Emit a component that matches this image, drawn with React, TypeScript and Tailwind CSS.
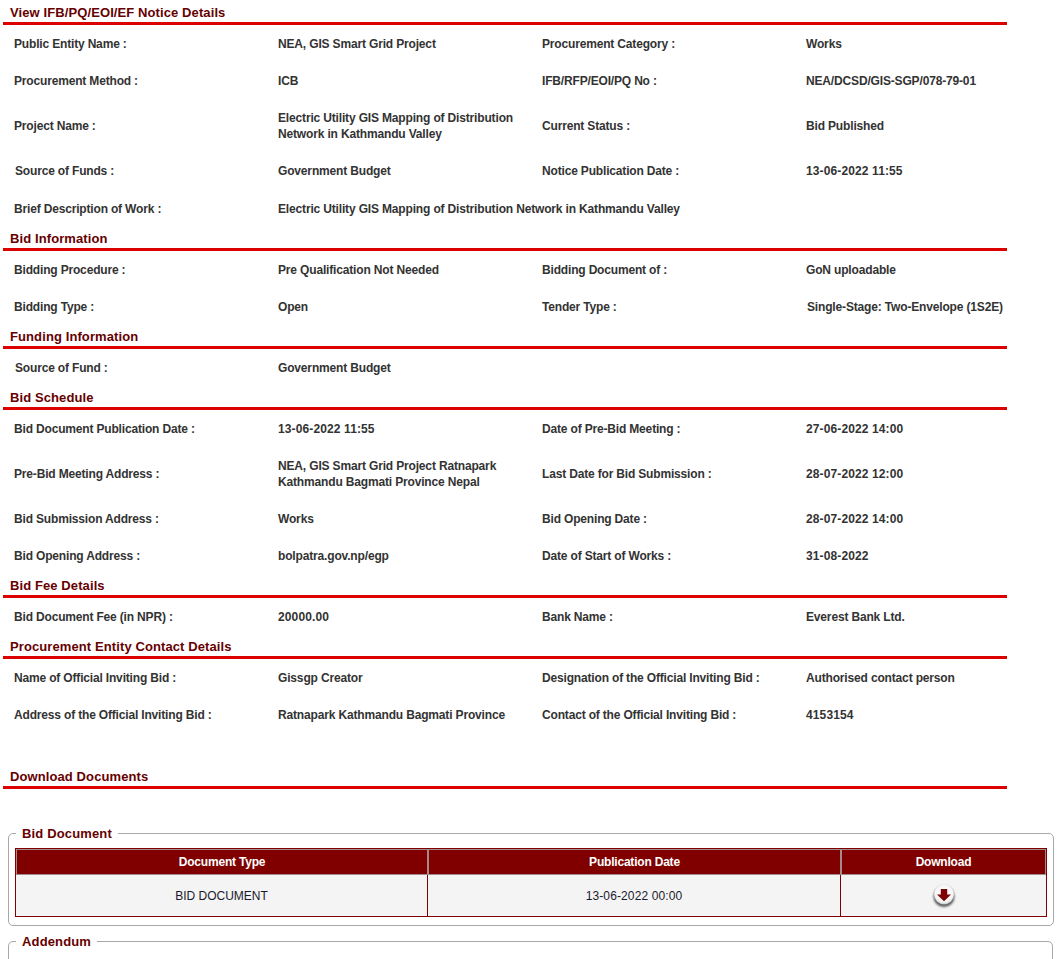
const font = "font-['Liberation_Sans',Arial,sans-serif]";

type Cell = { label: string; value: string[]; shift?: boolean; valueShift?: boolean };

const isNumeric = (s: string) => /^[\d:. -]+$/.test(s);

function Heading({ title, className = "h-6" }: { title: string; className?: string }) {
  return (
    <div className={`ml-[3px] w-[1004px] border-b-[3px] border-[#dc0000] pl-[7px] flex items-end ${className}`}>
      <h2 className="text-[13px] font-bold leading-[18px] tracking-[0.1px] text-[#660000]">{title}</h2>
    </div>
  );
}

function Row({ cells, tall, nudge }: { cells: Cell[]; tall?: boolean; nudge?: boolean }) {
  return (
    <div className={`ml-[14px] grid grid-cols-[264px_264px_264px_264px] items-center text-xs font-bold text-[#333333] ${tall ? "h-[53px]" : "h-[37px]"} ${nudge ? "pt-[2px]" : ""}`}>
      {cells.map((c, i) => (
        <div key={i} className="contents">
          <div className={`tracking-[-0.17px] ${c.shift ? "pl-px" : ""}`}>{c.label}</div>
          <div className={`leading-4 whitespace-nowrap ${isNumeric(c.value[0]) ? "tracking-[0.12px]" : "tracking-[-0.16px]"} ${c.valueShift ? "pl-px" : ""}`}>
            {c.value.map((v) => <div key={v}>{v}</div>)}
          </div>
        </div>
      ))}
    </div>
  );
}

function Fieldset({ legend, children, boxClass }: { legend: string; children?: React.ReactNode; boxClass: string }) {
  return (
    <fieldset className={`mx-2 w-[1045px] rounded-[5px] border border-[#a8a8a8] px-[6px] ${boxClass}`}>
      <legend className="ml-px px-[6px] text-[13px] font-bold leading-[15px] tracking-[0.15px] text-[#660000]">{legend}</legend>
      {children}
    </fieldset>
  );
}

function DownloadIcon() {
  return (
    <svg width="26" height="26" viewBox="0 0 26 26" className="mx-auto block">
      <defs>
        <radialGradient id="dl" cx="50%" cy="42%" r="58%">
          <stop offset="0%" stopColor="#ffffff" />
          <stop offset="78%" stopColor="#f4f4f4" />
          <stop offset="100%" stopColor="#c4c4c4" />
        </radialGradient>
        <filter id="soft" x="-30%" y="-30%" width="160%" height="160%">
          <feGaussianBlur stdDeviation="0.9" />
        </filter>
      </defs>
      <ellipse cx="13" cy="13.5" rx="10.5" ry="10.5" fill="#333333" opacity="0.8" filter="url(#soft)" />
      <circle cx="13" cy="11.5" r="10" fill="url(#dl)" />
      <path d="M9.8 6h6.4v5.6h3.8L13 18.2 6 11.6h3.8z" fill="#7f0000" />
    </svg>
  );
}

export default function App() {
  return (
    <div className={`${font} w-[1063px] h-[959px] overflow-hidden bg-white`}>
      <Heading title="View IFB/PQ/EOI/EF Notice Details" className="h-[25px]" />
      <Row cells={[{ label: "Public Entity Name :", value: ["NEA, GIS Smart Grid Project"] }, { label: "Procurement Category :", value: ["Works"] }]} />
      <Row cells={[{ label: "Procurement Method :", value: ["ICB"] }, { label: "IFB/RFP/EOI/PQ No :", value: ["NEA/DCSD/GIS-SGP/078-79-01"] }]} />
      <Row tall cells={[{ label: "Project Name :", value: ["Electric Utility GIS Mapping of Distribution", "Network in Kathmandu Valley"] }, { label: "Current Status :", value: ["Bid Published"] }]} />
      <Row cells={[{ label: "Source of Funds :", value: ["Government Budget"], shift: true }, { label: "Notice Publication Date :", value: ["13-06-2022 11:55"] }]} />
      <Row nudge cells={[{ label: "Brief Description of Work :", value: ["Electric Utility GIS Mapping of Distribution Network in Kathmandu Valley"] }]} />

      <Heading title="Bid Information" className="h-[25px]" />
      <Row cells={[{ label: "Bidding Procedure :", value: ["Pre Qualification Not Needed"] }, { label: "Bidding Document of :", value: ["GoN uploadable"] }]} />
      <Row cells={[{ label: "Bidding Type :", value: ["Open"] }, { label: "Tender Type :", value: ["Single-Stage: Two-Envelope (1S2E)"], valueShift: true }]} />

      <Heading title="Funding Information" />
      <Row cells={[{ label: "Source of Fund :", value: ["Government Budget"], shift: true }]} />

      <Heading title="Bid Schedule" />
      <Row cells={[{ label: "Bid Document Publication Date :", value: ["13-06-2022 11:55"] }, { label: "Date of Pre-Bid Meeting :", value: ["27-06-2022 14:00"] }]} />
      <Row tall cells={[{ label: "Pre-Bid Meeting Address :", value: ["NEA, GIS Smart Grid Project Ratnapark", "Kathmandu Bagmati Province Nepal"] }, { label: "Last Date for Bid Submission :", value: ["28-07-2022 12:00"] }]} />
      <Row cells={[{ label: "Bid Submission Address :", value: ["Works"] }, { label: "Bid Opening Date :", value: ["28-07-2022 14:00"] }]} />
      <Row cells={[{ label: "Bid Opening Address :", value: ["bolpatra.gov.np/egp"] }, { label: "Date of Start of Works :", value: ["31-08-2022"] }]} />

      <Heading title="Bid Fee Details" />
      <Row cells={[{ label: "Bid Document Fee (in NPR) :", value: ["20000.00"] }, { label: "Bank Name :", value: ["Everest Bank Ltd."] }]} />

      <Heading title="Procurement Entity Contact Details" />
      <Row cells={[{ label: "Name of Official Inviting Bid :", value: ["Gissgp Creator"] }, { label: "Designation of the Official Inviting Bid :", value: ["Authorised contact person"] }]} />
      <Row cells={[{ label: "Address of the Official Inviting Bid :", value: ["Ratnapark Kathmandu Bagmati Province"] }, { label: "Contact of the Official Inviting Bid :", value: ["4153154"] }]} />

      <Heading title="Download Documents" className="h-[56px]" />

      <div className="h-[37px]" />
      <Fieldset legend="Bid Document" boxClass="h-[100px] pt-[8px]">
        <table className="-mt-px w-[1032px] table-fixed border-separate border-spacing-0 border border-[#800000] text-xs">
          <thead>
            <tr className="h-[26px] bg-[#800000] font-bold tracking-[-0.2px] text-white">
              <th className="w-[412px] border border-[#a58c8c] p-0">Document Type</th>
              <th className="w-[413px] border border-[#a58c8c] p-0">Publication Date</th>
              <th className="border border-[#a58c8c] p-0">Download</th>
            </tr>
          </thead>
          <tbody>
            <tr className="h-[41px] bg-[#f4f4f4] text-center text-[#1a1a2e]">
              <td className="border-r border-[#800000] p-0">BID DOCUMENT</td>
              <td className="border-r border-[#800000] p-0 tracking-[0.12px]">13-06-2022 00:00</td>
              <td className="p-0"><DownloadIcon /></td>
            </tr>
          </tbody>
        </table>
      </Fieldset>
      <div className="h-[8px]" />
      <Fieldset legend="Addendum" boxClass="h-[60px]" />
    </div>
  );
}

--

## Written request
Up to and including the line containing "const isNumeric = (s: string)", repeat every line from the start of the data, but none of the pictures.

## Answer to this exercise
Emit a component that matches this image, drawn with React, TypeScript and Tailwind CSS.
const font = "font-['Liberation_Sans',Arial,sans-serif]";

type Cell = { label: string; value: string[]; shift?: boolean; valueShift?: boolean };

const isNumeric = (s: string) => /^[\d:. -]+$/.test(s);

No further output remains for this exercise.